Okay.  I have to admit there are some in the church to me that represent Cartman to a tea!    Jack Schaap we wrote about within the last couple of months, and YES his attitude is the extreme case of what I’m talking about.  You remember how he started his ‘holy’ tirade?

ABC news called me this week and said "We heard that you believe that men should be in charge of their wives"
I said, "No sir, I didn't say that. I said God said that. He said husbands are the head of the wife."
I said, "You got a problem with what I said when I'm quoting the Bible, then maybe you should take it up with God."
He said, "Do you think that's appropriate?"
I said, "Son, anything God says is appropriate. I think you better get that straight right now."
I never apologize for standing where God stands. I never worry standing where God stands. Somebody says, "You know what they are going to say about you?"
Pffft, who cares?
Stand in line, pick a number, slob!
Get you little squirt gun out and squirt away.
Bigger things to worry about. Heaven, Hell, life, death.

Does anyone doubt that such a man would also love to scream out, “RESPECT MY AUTHORITY!”

 

David J. Stewart wrote an article that I picked apart many years ago.  He was asked about divorcing an abusive spouse.

Interestingly, and sadly, all we see on the internet and in society today is talk about domestic violence; but NEVER do we hear anything about statistics on wives who refuse to obey their husbands. It is evil. It is just as sinful for a wife to frustrate her husband through insubordination and disobedience as it is for a man to commit domestic violence. I am not lessening the sin of domestic violence, I am emphasizing the sin of wives who rebel against their husbands by not being obedient. I realize this is ancient mentality to feminists today; but it is 100% Biblical doctrine. A wife is expected by God to obey her husband. Feminists are eagerly willing to crucify abusive husbands; BUT they won't even address the issue of wives who disobey, mistreat, and frustrate their husbands.

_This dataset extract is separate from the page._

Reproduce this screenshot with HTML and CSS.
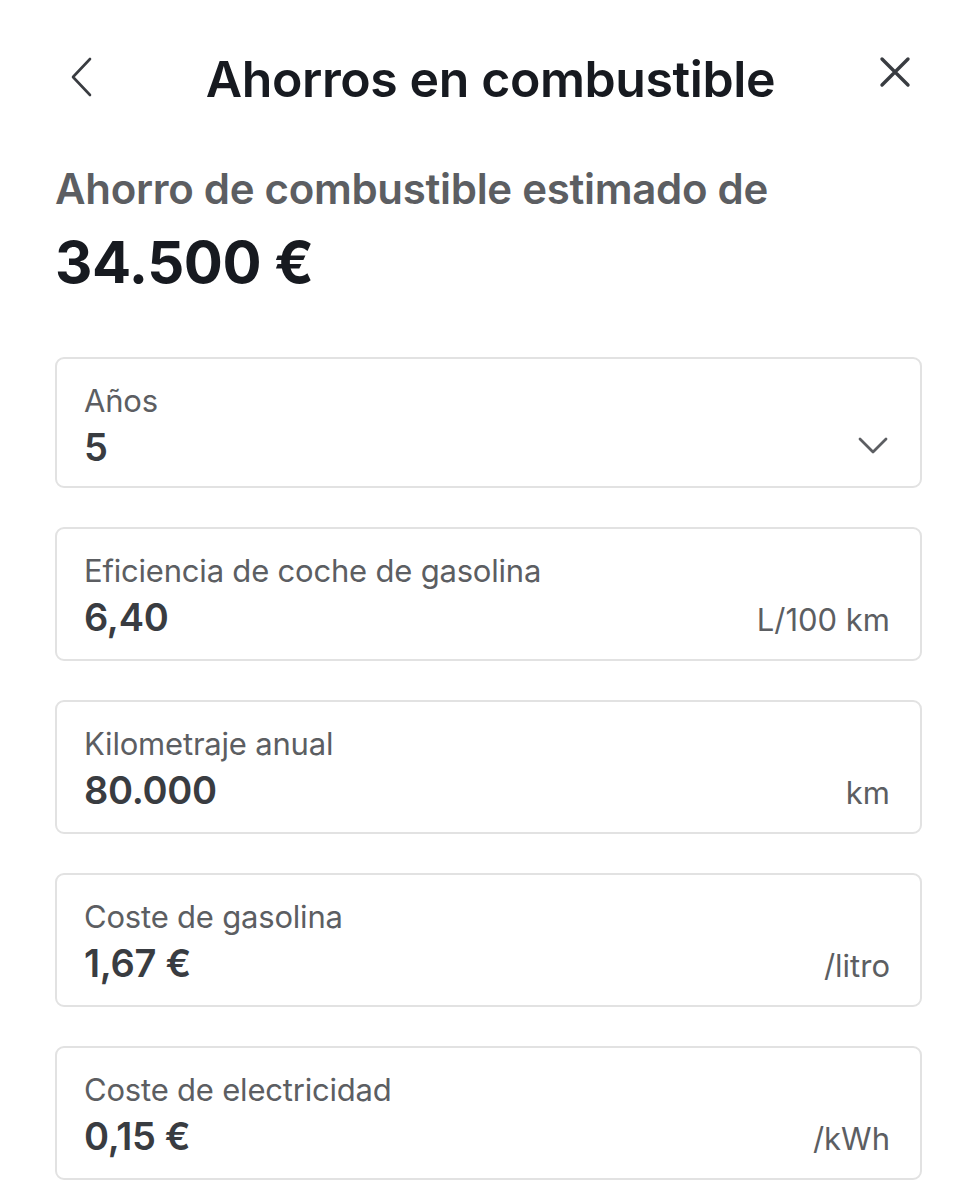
FILE: index.html
```html
<!DOCTYPE html>
<html lang="es">
<head>
  <meta charset="UTF-8" />
  <meta name="viewport" content="width=device-width, initial-scale=1" />
  <title>Ahorros en combustible</title>
  <link rel="stylesheet" href="styles.css">
</head>
<body>
  <header class="topbar">
    <button class="icon-btn back-btn" aria-label="Atrás">
      <svg width="24" height="40" viewBox="0 0 24 40" fill="none" stroke="#393c41" stroke-width="2.6" stroke-linecap="round" stroke-linejoin="round"><path d="M20 2 L3 20 L20 38"/></svg>
    </button>
    <h1>Ahorros en combustible</h1>
    <button class="icon-btn close-btn" aria-label="Cerrar">
      <svg width="32" height="32" viewBox="0 0 32 32" fill="none" stroke="#393c41" stroke-width="3.4" stroke-linecap="round"><path d="M3 3 L29 29 M29 3 L3 29"/></svg>
    </button>
  </header>

  <section class="summary">
    <div class="summary-label">Ahorro de combustible estimado de</div>
    <div class="summary-value">34.500 €</div>
  </section>

  <div class="fields">
    <div class="field field-select">
      <div class="field-label">Años</div>
      <div class="field-row">
        <span class="field-value">5</span>
        <svg class="chevron" width="30" height="17" viewBox="0 0 30 17" fill="none" stroke="#5c5e62" stroke-width="2.8" stroke-linecap="round" stroke-linejoin="round"><path d="M2 2 L15 15 L28 2"/></svg>
      </div>
    </div>

    <div class="field">
      <div class="field-label">Eficiencia de coche de gasolina</div>
      <div class="field-row">
        <span class="field-value">6,40</span>
        <span class="field-unit">L/100 km</span>
      </div>
    </div>

    <div class="field">
      <div class="field-label">Kilometraje anual</div>
      <div class="field-row">
        <span class="field-value">80.000</span>
        <span class="field-unit">km</span>
      </div>
    </div>

    <div class="field">
      <div class="field-label">Coste de gasolina</div>
      <div class="field-row">
        <span class="field-value">1,67 €</span>
        <span class="field-unit">/litro</span>
      </div>
    </div>

    <div class="field">
      <div class="field-label">Coste de electricidad</div>
      <div class="field-row">
        <span class="field-value">0,15 €</span>
        <span class="field-unit">/kWh</span>
      </div>
    </div>
  </div>
</body>
</html>
```

FILE: styles.css
```css
body {
  margin: 0;
  padding: 0 55px;
  background: #ffffff;
  font-family: Inter, "Noto Sans", sans-serif;
  color: #171a20;
}
.topbar {
  display: grid;
  grid-template-columns: 1fr auto 1fr;
  align-items: start;
  margin-top: 49px;
  padding: 0 11px 0 15px;
}
.topbar h1 {
  margin: 0;
  font-size: 50px;
  line-height: 60px;
  font-weight: 600;
  letter-spacing: -0.4px;
  color: #171a20;
}
.icon-btn {
  background: none;
  border: none;
  padding: 0;
  display: flex;
  cursor: pointer;
}
.back-btn {
  justify-self: start;
  margin-top: 8px;
}
.close-btn {
  justify-self: end;
  margin-top: 7px;
}
.summary {
  margin-top: 55px;
}
.summary-label {
  font-size: 42px;
  font-weight: 600;
  color: #5c5e62;
  letter-spacing: -0.3px;
  line-height: 50px;
}
.summary-value {
  margin-top: 14px;
  font-size: 58px;
  font-weight: 700;
  color: #171a20;
  letter-spacing: -0.5px;
  line-height: 68px;
}
.fields {
  margin-top: 61px;
  display: flex;
  flex-direction: column;
  gap: 39px;
}
.field {
  border: 2px solid #e2e2e2;
  border-radius: 9px;
  height: 134px;
  box-sizing: border-box;
  padding: 24px 30px 0 27px;
}
.field-select {
  height: 131px;
}
.field-label {
  font-size: 31px;
  color: #5c5e62;
  line-height: 36px;
  letter-spacing: -0.2px;
}
.field-row {
  display: flex;
  align-items: baseline;
  justify-content: space-between;
  margin-top: 5px;
  line-height: 46px;
}
.field-value {
  font-size: 38px;
  font-weight: 600;
  color: #393c41;
  letter-spacing: -0.3px;
}
.field-unit {
  font-size: 31px;
  color: #5c5e62;
}
.chevron {
  align-self: center;
  margin-top: -4px;
  margin-right: 2px;
}
```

It takes two to tango.

Does anyone doubt that such a man would also love to scream out, “RESPECT MY AUTHORITY!”respect-my-authority

 

Reb Bradley wrote an article about Emotional Abuse and Marriage.

Let us remember that the apostles who gave us God's commands were themselves the victims of severe emotional and physical abuse. They, like Pastor Richard Wurmbrand, endured torture beyond anything we have ever seen. In his books, Pastor Wurmbrand describes his 14 years in a Romanian prison at the hands of communist torturers. His love and compassion for his torturers testifies of the assurance we have as Christians that we too can selflessly love our wives and husbands.

Certainly if those tortured on a daily basis can see the good that comes from suffering, then we as minimally suffering, soft Americans can handle the opportunities for growth that come our way through the difficulties of marriage. If we are able to cease our "giving to get" mentality and begin simply "giving" we would finally be able enjoy the fulfillment that comes from loving selflessly in the image of Christ.

Mr. Bradley feels that you came into marriage to ‘get’ instead of serve. You must be like Pastor Warmbrand, and have love and compassion for your abuser as you stay and be tortured.  If you can’t your to soft!

 

Does anyone doubt that such a man would also love to scream out, “RESPECT MY AUTHORITY!”